Any thoughts/suggestions?
Upvotes: 0
Views: 732
Reputation: 26
I'm not 100% sure what you're trying to accomplish since I'm not familiar with the underlying data so feel free to dismiss my answer if it's not helpful.
You could place the 'subsetting' portion of the code in the __init__
so that when you instantiate the class the data transformations that are common throughout the methods are done at the beginning and in one place.
For example:
class Summary(object):
def __init__(self,summary_df, col1, col2):
self.summary = summary_df
#look_up_table={dict created}
self.col1 = col1
self.col2 = col2
self.row1 = look_up_table[self.col1]
self.row2 = look_up_table[self.col2]
self.subset = self.summary.loc[[self.row1,self.row2]][[self.col1,self.col2]]
def performance(self):
plt.plot(self.subset.iloc[0],self.subset.iloc[1],'--o')
plt.xlabel(self.row1)
plt.ylabel(self.row2)
plt.show()
def get_slope(self):
# code for calculating slope
return slope
def other_methods(self,col1,col2,col3)
# code for other stuff
Using self
establishes a reference to the object to be used in the class.
edit: More examples
Assuming you're using pandas, you can pass the entire dataframe (or a relevant subset of it) to the class:
class Summary(object):
def __init__(self, summary_df, data_df):
self.summary = summary_df
#look_up_table = {dict created}
self.data_df = data_df
# If it'll always be two columns
def subset_df(self, some_col, another_col):
# takes a vertical slice of the original df
self.col1 = self.data_df[some_col]
self.col2 = self.data_df[another_col]
self.row1 = look_up_table[self.col1]
self.row2 = look_up_table[self.col2]
self.subset = self.summary.loc[[self.row1,self.row2]][[self.col1,self.col2]]
Now you can call it with:
do_summary = Summary(my_summary_df, my_data_df)
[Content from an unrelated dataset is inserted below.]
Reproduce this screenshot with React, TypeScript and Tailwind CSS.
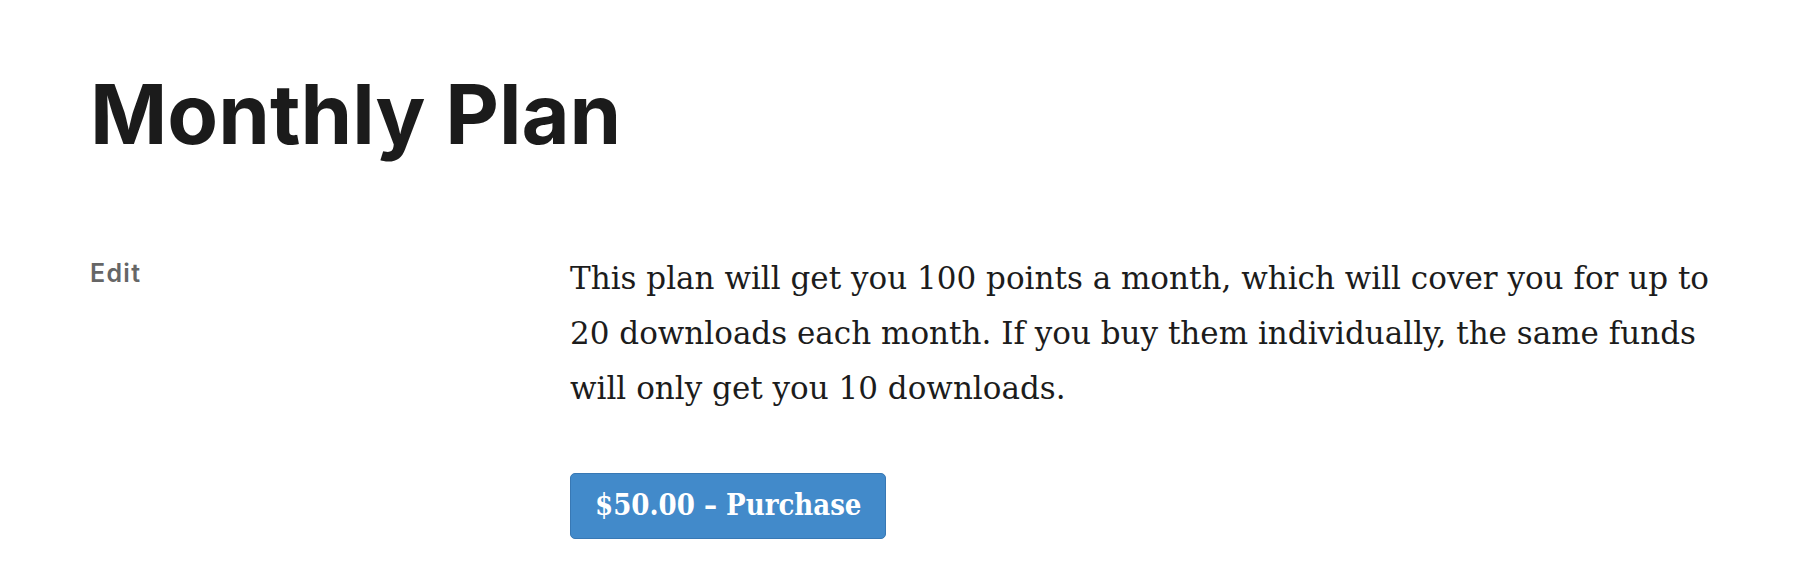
export default function App() {
  return (
    <div className="min-h-[568px] w-[1810px] bg-white pl-[90px] pt-[73px]">
      <h1 className="text-[83px] font-bold leading-none text-[#1b1b1b] [font-family:Inter,'Liberation_Sans',sans-serif]">
        Monthly Plan
      </h1>

      <div className="mt-[95px] flex">
        <div className="w-[480px] shrink-0 pt-[10px]">
          <a className="text-[25px] font-semibold leading-none tracking-[1.3px] text-[#666] [font-family:Inter,'Liberation_Sans',sans-serif]">
            Edit
          </a>
        </div>

        <div className="w-[1172px] [font-family:'DejaVu_Serif',serif]">
          <p className="text-[31px] leading-[55px] text-[#1c1c1c]">
            This plan will get you 100 points a month, which will cover you for up to 20 downloads each month. If you
            buy them individually, the same funds will only get you 10 downloads.
          </p>
          <button className="mt-[57px] flex h-[66px] items-center rounded-[5px] border border-[#3878b4] bg-[#428aca] px-[24px] text-[29px] font-bold text-white [font-family:'DejaVu_Serif_Condensed','DejaVu_Serif',serif]">
            $50.00 – Purchase
          </button>
        </div>
      </div>
    </div>
  );
}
do_summary.subset_df('column_name1', 'column_name2')
print(do_summary.subset)
Upvotes: 0
Reputation: 77357
The common portion of this code is to take column identifiers and turn them into row plus subset references. Since you want to keep these calculated values on the object, set them in a single helper function.
class Summary(object):
def __init__(self,summary_df):
self.summary = summary_df
#look_up_table={dict created}
def _update_for_columns(self, col1, col2):
"""Given col1 and col2, update self with new values for
col1, col2, row1, row2 and subset"""
self.col1 = col1
self.col2 = col2
self.row1 = look_up_table[self.col1]
self.row2 = look_up_table[self.col2]
self.subset = self.summary.loc[[self.row1,self.row2]][[self.col1,self.col2]]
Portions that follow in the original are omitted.